CAEPA has successfully developed farming cooperatives and plans to capitalize on this, however, the challenge of farmer-pastoralist conflict persists. To encourage collaboration rather than conflict, CAEPA seeks to develop not only herder-to-herder cooperatives but also farmer-to-herder asset-sharing cooperatives and market days where farmers and pastoralists can engage in and promote local trade.

Additionally, CAEPA will support microcredit schemes, including the on-going promotion and training of farmers and pastoralists in beekeeping, while also introducing biogas production and distribution. Beekeeping is an important aspect of flowering crop plant pollination, with honey providing a source of energy and a product that can be processed, packaged and sold, diversifying household income as a result. 

Since CAEPA has successfully implemented beekeeping in the past, the goal now is to scale-up these efforts and integrate lessons learned in the re-design of these projects to increase the colonization rate and to improve pollination by rotating the apiaries. Apiary rotation among farms can generate income for beekeepers, in addition to proceeds from the processing and sale of honey.

Biogas production is a simple way to harvest a natural by-product of livestock-rearing and can provide a source of natural fertilization to be shared or sold to farmers to improve crop yields. It can also provide a source of energy in a region that is largely outside of the electrical grid.

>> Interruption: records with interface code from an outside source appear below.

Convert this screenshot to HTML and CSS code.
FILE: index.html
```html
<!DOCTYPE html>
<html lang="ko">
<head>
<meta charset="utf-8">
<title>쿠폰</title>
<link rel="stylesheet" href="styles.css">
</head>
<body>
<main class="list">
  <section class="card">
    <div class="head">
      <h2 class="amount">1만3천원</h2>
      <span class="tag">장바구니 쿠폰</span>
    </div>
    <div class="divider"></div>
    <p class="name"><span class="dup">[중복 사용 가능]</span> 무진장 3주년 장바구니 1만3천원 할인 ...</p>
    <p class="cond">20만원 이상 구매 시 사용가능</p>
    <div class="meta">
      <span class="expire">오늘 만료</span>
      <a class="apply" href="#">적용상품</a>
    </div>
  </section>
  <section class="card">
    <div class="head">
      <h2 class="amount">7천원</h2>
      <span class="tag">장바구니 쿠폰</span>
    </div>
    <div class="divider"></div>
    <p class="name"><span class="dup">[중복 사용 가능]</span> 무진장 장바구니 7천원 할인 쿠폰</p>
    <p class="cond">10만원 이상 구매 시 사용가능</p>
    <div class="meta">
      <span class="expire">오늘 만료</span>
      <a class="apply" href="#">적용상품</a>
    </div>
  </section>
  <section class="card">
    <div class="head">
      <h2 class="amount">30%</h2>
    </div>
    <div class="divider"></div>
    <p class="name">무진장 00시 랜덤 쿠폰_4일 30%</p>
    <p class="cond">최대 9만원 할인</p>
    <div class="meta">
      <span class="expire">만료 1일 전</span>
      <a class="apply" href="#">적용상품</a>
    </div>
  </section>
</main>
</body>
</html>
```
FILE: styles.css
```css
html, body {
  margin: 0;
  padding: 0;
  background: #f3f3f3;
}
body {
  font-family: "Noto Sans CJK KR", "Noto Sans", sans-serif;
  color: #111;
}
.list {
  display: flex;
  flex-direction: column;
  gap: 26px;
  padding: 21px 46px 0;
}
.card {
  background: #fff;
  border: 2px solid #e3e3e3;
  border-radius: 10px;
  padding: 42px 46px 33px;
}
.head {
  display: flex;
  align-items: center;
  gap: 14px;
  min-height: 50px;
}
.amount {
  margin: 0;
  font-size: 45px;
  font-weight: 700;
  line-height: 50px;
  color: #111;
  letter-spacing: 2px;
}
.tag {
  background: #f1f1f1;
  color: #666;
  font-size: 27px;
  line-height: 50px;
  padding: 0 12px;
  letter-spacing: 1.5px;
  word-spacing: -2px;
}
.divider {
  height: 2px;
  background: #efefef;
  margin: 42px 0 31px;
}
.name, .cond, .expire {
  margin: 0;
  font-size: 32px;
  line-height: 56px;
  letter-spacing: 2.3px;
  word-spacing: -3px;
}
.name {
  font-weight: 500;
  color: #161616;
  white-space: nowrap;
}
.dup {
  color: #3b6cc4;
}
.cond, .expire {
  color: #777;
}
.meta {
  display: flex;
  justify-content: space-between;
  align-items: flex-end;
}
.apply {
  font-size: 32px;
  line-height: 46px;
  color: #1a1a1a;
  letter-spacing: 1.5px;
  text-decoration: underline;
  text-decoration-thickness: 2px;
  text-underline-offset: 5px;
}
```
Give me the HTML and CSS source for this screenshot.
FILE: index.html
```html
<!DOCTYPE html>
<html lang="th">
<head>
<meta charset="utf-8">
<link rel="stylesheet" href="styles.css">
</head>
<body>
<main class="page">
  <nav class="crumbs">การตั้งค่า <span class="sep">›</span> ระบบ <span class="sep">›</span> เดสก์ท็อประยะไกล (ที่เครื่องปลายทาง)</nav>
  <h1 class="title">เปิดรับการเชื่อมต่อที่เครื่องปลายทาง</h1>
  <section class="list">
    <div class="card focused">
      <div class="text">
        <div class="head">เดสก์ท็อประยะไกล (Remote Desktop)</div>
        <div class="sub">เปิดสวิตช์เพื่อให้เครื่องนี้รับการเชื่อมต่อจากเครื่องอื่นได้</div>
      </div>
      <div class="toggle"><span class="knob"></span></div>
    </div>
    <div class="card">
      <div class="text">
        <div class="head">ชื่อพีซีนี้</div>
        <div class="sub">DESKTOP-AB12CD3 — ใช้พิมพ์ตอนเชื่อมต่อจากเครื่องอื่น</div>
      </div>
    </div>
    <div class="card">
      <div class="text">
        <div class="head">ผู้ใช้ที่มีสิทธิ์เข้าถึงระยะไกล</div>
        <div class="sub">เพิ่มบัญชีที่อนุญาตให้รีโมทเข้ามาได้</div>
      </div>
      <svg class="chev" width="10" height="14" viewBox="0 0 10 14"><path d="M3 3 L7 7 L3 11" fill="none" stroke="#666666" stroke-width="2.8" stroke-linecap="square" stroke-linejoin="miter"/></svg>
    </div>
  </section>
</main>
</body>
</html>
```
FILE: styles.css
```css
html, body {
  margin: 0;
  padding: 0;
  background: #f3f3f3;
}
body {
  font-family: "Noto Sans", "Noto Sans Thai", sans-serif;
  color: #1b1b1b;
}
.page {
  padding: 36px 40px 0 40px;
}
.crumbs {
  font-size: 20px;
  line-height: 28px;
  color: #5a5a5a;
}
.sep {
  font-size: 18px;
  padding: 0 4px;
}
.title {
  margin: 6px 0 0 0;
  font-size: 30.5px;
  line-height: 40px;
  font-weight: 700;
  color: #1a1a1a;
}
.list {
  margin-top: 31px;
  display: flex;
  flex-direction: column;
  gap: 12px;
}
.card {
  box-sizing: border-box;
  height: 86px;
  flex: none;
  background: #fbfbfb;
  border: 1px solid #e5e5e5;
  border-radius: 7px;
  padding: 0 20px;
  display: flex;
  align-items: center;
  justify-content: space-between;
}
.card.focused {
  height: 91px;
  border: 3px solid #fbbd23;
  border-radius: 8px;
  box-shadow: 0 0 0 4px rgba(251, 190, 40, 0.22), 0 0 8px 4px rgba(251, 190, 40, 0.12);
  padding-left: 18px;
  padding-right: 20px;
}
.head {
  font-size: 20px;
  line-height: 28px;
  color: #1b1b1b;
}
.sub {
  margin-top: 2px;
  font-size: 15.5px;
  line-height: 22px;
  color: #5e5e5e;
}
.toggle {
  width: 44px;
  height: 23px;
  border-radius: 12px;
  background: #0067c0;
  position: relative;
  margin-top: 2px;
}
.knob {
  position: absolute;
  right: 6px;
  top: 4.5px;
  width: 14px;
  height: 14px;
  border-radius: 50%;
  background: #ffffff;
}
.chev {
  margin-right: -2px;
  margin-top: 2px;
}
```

CAEPA will also introduce goats into cattle-rearing transhumance pastoralist communities to diversify their production and consumption and increase their ability to cope with seasonal variability, poor grazing lands and high-water consumption in raising cattle. Goats provide food security, a capital asset that can be sold in times of crisis, and a profitable agricultural investment capable of providing milk and meat to increase the protein consumption of both pastoral and small-holder farming households.